Gun rights crushed by EU court, Czechia fights back

Czechia vows to protect firearms owners

editor: REMIX NEWS
author: Benedikt Lederer

The rights of the Czech Republic’s gun owners, and those in all of Europe, are under threat following a recent European Court of Justice decision to dismiss a Czech lawsuit challenging EU firearm restrictions, with the Czech Ministry of Foreign Affairs stating that the country will use all available statutory exceptions to mitigate the decision.

The Czech Republic complained to the EU Court that the EU directive is discriminatory as it interferes with the rights of firearms owners. At the same time, Czech representatives argued that MEPs did not sufficiently address the effects of the directive while approving it.

The European Court of Justice did not accept the argument from the Czech Republic and dismissed the Czech lawsuit against the EU directive.

“It is a final decision, no appeal is possible. The directive is valid. Now, it is up to Czech legislators to make use of the statutory exceptions,” said Deputy Foreign Minister Martin Smolek, who represented the Czech Republic at the Court hearing.

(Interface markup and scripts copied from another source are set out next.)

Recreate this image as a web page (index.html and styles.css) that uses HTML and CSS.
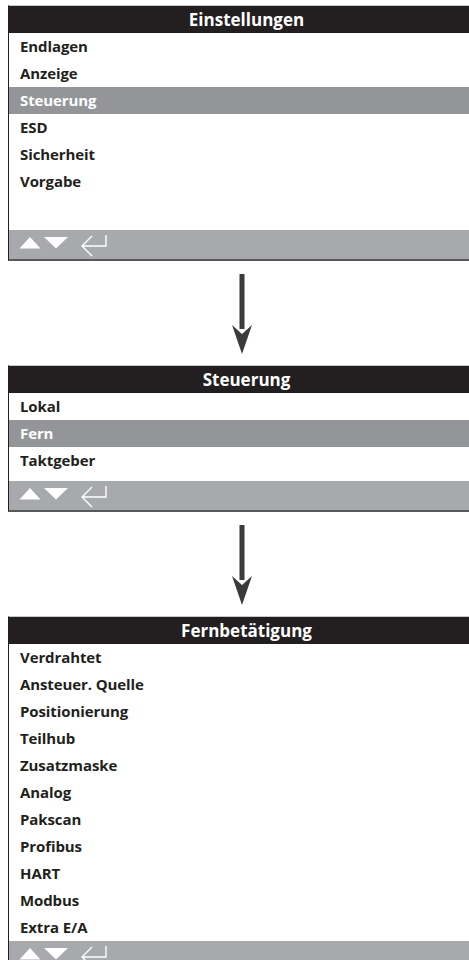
FILE: index.html
```html
<!DOCTYPE html>
<html lang="de">
<head>
  <meta charset="UTF-8" />
  <title>Einstellungen – Menüstruktur</title>
  <link rel="stylesheet" href="styles.css">
</head>
<body>

  <section class="screen">
    <h2 class="screen-title">Einstellungen</h2>
    <ul class="menu">
      <li>Endlagen</li>
      <li>Anzeige</li>
      <li class="active">Steuerung</li>
      <li>ESD</li>
      <li>Sicherheit</li>
      <li>Vorgabe</li>
    </ul>
    <div class="spacer-lg"></div>
    <div class="keys">
      <svg width="92" height="25" viewBox="0 0 92 25">
        <polygon points="11,4 21.5,15.5 0.5,15.5" fill="#fff" />
        <polygon points="25,4 49,4 37,15.5" fill="#fff" />
        <path d="M87 2 V13 H63 M73 3 L63 13 L73 23" fill="none" stroke="#fff" stroke-width="1.4" />
      </svg>
    </div>
  </section>

  <div class="flow-arrow">
    <svg width="20" height="80" viewBox="0 0 20 80">
      <rect x="7.5" y="0" width="5" height="55" fill="#3c3b3c" />
      <polygon points="0,51 10,60 20,51 10,80" fill="#3c3b3c" />
    </svg>
  </div>

  <section class="screen">
    <h2 class="screen-title">Steuerung</h2>
    <ul class="menu">
      <li>Lokal</li>
      <li class="active">Fern</li>
      <li>Taktgeber</li>
    </ul>
    <div class="spacer-sm"></div>
    <div class="keys">
      <svg width="92" height="25" viewBox="0 0 92 25">
        <polygon points="11,4 21.5,15.5 0.5,15.5" fill="#fff" />
        <polygon points="25,4 49,4 37,15.5" fill="#fff" />
        <path d="M87 2 V13 H63 M73 3 L63 13 L73 23" fill="none" stroke="#fff" stroke-width="1.4" />
      </svg>
    </div>
  </section>

  <div class="flow-arrow">
    <svg width="20" height="80" viewBox="0 0 20 80">
      <rect x="7.5" y="0" width="5" height="55" fill="#3c3b3c" />
      <polygon points="0,51 10,60 20,51 10,80" fill="#3c3b3c" />
    </svg>
  </div>

  <section class="screen">
    <h2 class="screen-title">Fernbetätigung</h2>
    <ul class="menu">
      <li>Verdrahtet</li>
      <li>Ansteuer. Quelle</li>
      <li>Positionierung</li>
      <li>Teilhub</li>
      <li>Zusatzmaske</li>
      <li>Analog</li>
      <li>Pakscan</li>
      <li>Profibus</li>
      <li>HART</li>
      <li>Modbus</li>
      <li>Extra E/A</li>
    </ul>
    <div class="keys">
      <svg width="92" height="25" viewBox="0 0 92 25">
        <polygon points="11,4 21.5,15.5 0.5,15.5" fill="#fff" />
        <polygon points="25,4 49,4 37,15.5" fill="#fff" />
        <path d="M87 2 V13 H63 M73 3 L63 13 L73 23" fill="none" stroke="#fff" stroke-width="1.4" />
      </svg>
    </div>
  </section>

</body>
</html>
```

FILE: styles.css
```css
html, body { overflow: hidden; }
body { margin: 0; padding-top: 5px; background: #fff; color: #231f20; font-family: "Open Sans", "Noto Sans", sans-serif; }

.screen { width: 475px; margin-left: 8px; border-top: 1px solid #c9c9ca; border-left: 1px solid #231f20; border-bottom: 2px solid #58595b; }
.screen-title { margin: 0; height: 27px; line-height: 28px; background: #231f20; color: #fff; font-size: 17px; font-weight: 700; text-align: center; }

.menu { list-style: none; margin: 0; padding: 0; }
.menu li { height: 27px; line-height: 27px; padding-left: 11px; font-size: 15px; font-weight: 700; letter-spacing: -0.1px; }
.menu li.active { background: #939598; color: #fff; }

.spacer-lg { height: 35px; }
.spacer-sm { height: 7px; }

.keys { height: 29px; background: #a7a9ac; padding: 3px 0 0 10px; box-sizing: border-box; }
.keys svg { display: block; }

.flow-arrow { padding: 13px 0 11px 232px; }
.flow-arrow svg { display: block; }
```
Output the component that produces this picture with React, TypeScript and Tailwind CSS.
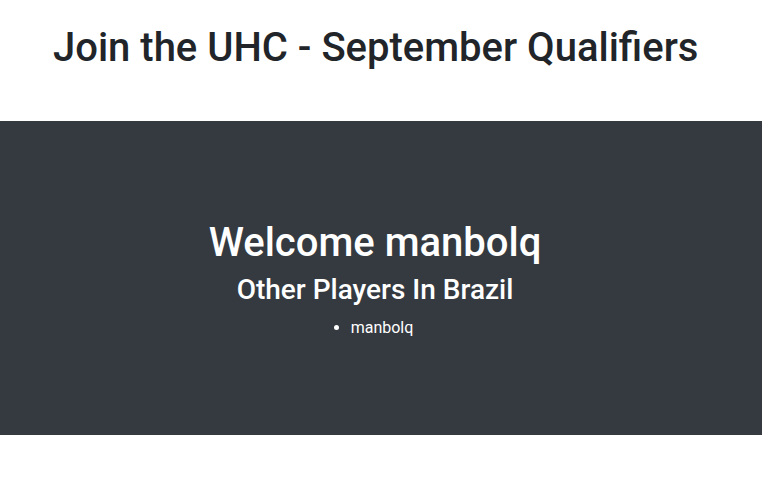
export default function App() {
  return (
    <div className="min-h-screen bg-white font-['Roboto',sans-serif]">
      <header className="h-[121px] pl-[53px] pt-[24px]">
        <h1 className="text-[40px] font-medium leading-[1.2] text-[#212529]">
          Join the UHC - September Qualifiers
        </h1>
      </header>

      <section className="flex h-[314px] flex-col items-center justify-center bg-[#343a40] pr-[12px] pt-[3px] text-white">
        <h1 className="text-[40px] font-medium leading-[1.2]">Welcome manbolq</h1>
        <h2 className="mt-[6px] text-[28px] font-medium leading-[1.2]">Other Players In Brazil</h2>
        <ul className="mt-[9px] list-disc pl-[14px] text-base leading-6">
          <li>manbolq</li>
        </ul>
      </section>
    </div>
  );
}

The aforementioned exceptions concern, for example, sport shooting and hunting.

The ban on some semi-automatic firearms has been proposed by the European Commission in response to terrorist attacks in Europe, such as the one in Paris in November 2015.

The European Parliament and EU member states approved the directive last year, but the Czech Republic was against it.

Critics pointed out that the new rule would only affect legal firearms owners as terrorists usually purchase weapons illegally. Arguments also point to the fact that legal gun owners should not be punished for the actions of a few terrorists, many of them who entered Europe illegally or under asylum rules.

Czech Interior Minister Jan Hamáček commented on the dismissal of the Czech lawsuit, assuring legal firearms owners that it does not change the fact that the Czech Republic wants to protect their rights.

Currently, there are over 300,000 licensed firearms owners in the Czech Republic, with thousands of others ready to register their weapons.

The directive bans short semi-automatic weapons with a magazine designed to hold more than 20 rounds of ammunition and long semi-automatic weapons with a magazine designed to hold more than ten rounds of ammunition.

The Interior Ministry has prepared several amendments to firearms ownership laws ensuring that the Czech Republic complies with the EU directive. They are set to come into force in 2022.

However, legislators will try to mitigate the impact of the directive as they already assured certain groups that the new rules will not apply to them. These groups include historical battles reenactment associations, which also criticized the EU restriction.

According to the MPs from governmental as well as opposition parties, the implementation of the EU directive into the Czech law system should be as smooth as possible.

The Czech government has generally backed firearm owners and recently passed a law supporting Czechs who use their weapons in self-defense.